§ **INFORMATION SUPPLIED**:

--- begin ---

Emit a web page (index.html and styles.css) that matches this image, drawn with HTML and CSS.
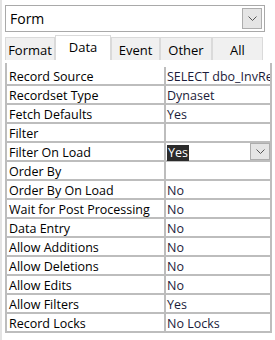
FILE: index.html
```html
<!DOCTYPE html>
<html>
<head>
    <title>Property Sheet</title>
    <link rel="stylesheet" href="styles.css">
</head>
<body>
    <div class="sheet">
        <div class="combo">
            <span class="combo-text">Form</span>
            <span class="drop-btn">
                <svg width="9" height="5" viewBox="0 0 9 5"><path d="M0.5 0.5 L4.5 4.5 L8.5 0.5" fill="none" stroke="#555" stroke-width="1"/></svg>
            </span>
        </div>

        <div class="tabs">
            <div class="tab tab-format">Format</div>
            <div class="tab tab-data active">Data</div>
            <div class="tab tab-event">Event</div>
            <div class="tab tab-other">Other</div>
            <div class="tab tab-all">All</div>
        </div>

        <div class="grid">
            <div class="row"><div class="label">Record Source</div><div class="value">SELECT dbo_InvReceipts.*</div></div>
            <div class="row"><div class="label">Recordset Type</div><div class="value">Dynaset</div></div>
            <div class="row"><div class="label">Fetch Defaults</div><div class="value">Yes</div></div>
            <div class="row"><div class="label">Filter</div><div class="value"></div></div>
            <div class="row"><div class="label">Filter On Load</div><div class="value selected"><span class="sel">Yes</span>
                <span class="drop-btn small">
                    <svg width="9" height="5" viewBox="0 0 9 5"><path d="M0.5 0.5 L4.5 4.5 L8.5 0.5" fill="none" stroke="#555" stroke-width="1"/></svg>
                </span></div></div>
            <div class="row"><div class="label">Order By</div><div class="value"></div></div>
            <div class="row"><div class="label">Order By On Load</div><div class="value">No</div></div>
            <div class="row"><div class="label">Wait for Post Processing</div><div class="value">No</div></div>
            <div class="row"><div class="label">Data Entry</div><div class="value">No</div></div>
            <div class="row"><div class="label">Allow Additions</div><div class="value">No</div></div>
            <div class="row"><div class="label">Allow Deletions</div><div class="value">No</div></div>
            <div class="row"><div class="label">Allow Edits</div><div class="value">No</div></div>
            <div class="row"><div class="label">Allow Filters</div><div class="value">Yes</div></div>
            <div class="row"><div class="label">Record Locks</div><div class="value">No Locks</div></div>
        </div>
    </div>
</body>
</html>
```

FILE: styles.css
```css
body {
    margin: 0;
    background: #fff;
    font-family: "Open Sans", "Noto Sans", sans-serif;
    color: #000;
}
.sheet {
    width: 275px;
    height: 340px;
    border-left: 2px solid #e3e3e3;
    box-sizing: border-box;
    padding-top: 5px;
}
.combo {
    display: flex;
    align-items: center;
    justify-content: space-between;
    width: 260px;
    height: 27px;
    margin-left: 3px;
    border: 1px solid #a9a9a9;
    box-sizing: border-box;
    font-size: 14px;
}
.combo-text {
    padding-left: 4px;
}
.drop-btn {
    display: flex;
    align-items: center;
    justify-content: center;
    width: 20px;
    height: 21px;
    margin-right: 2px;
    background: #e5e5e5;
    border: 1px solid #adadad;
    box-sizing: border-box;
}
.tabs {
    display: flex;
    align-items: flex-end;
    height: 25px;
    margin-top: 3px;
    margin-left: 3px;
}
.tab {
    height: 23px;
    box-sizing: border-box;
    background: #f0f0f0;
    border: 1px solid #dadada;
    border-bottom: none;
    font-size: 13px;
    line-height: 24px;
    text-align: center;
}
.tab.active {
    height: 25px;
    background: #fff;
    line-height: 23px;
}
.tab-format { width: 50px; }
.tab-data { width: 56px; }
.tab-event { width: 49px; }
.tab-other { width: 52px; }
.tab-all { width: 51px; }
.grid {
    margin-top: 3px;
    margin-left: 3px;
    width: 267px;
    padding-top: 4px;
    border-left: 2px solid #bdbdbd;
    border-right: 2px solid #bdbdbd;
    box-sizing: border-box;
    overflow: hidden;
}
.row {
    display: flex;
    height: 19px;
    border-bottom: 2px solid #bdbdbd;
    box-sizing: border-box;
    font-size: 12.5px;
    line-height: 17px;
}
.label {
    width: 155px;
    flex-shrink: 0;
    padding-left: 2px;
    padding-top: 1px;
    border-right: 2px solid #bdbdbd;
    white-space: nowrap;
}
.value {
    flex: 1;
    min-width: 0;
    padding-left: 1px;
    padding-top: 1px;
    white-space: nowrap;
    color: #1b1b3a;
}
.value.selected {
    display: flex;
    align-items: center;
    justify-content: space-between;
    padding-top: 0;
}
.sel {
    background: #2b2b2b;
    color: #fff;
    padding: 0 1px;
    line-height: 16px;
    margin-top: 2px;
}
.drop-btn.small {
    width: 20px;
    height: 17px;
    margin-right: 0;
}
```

--- end ---

§ **STATED TASK**:
Check each line above for the string "index" and show the ones that have it.

§ **RESPONSE**:
Emit a web page (index.html and styles.css) that matches this image, drawn with HTML and CSS.
FILE: index.html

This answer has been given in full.